Next, we can add an inset map in the corner of the main map. This is useful for interactive maps because if we zoom in to show only a small area, we will be able to use the inset map to stay aware of the wider context.

We can do this by adding the addMiniMap() function to the leaflet stack. We will add the argument toggleDisplay = TRUE to add the ability to minimise the inset map if necessary.

leaflet(district_murders) |> 
  addProviderTiles("CartoDB.Voyager") |> 
  addPolygons(
    fillColor = ~ colours_red(murder),
    fillOpacity = 0.75,
    weight = 2,
    color = "black"
  ) |> 
  addLegend(
    pal = colours_red, 
    values = ~ murder, 
    title = "number of murders"
  ) |> 
  addMiniMap(toggleDisplay = TRUE)

Finally, we can add labels to the districts, which will appear when we move the pointer on a screen over a particular district. We do this by adding the label argument to the existing addPolygons() function. As with the previous sections, we can specify that the labels should be based on the district_name column in the district_murders data using the ~ operator, by setting label = ~ district_name.

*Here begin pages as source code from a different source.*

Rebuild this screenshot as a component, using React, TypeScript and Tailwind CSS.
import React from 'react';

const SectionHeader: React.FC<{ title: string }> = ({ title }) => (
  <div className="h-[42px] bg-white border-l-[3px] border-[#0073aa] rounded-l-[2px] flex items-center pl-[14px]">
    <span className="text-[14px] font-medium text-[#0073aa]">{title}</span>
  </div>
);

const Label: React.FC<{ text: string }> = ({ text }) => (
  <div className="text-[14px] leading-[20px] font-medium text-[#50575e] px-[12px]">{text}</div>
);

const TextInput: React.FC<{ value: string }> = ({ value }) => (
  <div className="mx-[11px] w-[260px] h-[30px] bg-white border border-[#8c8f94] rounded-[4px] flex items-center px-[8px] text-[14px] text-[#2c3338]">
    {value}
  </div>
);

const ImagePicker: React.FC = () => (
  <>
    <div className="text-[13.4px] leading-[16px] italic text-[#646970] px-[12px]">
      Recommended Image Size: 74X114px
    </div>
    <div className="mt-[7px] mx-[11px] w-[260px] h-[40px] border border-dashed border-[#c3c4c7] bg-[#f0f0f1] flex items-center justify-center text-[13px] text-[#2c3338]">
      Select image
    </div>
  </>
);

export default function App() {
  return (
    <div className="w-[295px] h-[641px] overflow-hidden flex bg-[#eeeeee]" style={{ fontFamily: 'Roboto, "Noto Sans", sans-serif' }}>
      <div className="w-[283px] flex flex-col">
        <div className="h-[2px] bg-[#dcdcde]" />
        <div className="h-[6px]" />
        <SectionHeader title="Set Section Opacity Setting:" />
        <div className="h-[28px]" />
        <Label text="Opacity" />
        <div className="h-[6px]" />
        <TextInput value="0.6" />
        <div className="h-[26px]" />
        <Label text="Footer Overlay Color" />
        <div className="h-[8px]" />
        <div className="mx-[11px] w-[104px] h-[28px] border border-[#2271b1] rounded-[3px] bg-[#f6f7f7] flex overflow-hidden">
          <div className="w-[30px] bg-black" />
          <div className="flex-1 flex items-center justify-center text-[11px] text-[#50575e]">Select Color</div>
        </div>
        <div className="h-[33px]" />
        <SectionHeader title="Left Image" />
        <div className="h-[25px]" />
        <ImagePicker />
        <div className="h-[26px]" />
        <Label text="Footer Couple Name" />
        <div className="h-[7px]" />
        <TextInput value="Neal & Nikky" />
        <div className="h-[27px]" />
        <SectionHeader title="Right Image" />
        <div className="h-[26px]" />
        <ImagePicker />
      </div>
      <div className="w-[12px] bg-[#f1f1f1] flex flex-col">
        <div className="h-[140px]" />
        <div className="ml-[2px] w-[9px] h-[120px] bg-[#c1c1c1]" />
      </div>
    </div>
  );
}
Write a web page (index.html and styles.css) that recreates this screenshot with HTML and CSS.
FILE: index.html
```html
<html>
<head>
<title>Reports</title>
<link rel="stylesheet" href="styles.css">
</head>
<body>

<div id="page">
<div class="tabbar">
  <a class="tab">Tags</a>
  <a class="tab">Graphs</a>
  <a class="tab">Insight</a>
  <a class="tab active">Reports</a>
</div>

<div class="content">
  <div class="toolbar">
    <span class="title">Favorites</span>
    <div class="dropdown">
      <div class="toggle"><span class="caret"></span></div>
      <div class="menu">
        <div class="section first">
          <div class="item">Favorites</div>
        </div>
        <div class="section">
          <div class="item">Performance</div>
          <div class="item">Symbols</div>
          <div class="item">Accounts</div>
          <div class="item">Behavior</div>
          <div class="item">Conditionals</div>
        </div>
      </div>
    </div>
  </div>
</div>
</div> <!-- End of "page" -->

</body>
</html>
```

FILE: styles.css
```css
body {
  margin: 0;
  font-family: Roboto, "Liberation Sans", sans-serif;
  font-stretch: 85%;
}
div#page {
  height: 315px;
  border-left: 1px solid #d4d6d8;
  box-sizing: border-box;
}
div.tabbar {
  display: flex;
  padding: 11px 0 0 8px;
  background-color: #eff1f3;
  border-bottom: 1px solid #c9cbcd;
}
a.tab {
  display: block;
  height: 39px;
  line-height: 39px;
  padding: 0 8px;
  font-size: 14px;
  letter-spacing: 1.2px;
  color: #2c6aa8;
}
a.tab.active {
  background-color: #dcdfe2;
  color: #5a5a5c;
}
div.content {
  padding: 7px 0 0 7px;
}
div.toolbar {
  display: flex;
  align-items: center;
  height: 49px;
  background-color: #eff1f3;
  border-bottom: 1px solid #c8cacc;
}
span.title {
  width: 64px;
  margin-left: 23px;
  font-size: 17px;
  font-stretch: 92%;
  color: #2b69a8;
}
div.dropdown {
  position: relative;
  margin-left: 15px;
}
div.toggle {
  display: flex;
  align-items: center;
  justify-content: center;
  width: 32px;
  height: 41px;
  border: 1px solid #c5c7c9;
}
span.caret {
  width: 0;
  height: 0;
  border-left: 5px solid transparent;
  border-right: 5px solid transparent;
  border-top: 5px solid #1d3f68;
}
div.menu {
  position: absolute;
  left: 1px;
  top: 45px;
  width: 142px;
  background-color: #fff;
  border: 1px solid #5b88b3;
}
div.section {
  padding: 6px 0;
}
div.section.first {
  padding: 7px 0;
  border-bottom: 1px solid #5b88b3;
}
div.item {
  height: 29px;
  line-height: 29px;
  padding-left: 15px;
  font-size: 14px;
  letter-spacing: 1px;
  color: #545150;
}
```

leaflet(district_murders) |> 
  addProviderTiles("CartoDB.Voyager") |> 
  addPolygons(
    fillColor = ~ colours_red(murder),
    fillOpacity = 0.75,
    label = ~ district_name,
    weight = 2,
    color = "black"
  ) |> 
  addLegend(
    pal = colours_red, 
    values = ~ murder, 
    title = "number of murders"
  ) |> 
  addMiniMap(toggleDisplay = TRUE)

This map allows you to move around as well as zooming in and out. This is very useful for maps where people may need to see both overall patterns for a large area and details for a smaller area within it. Obviously, interactive maps only work on screens, not for printed maps.

Calculating crime rates

One use of choropleth maps is to combine crime counts with other data. One reason to do this is to calculate a crime rate, i.e. an expression of the frequency of crime that in some way controls for the population that is exposed to crime. We often use choropleth maps for this because we only have population counts for areas, rather than knowing where each individual person lives.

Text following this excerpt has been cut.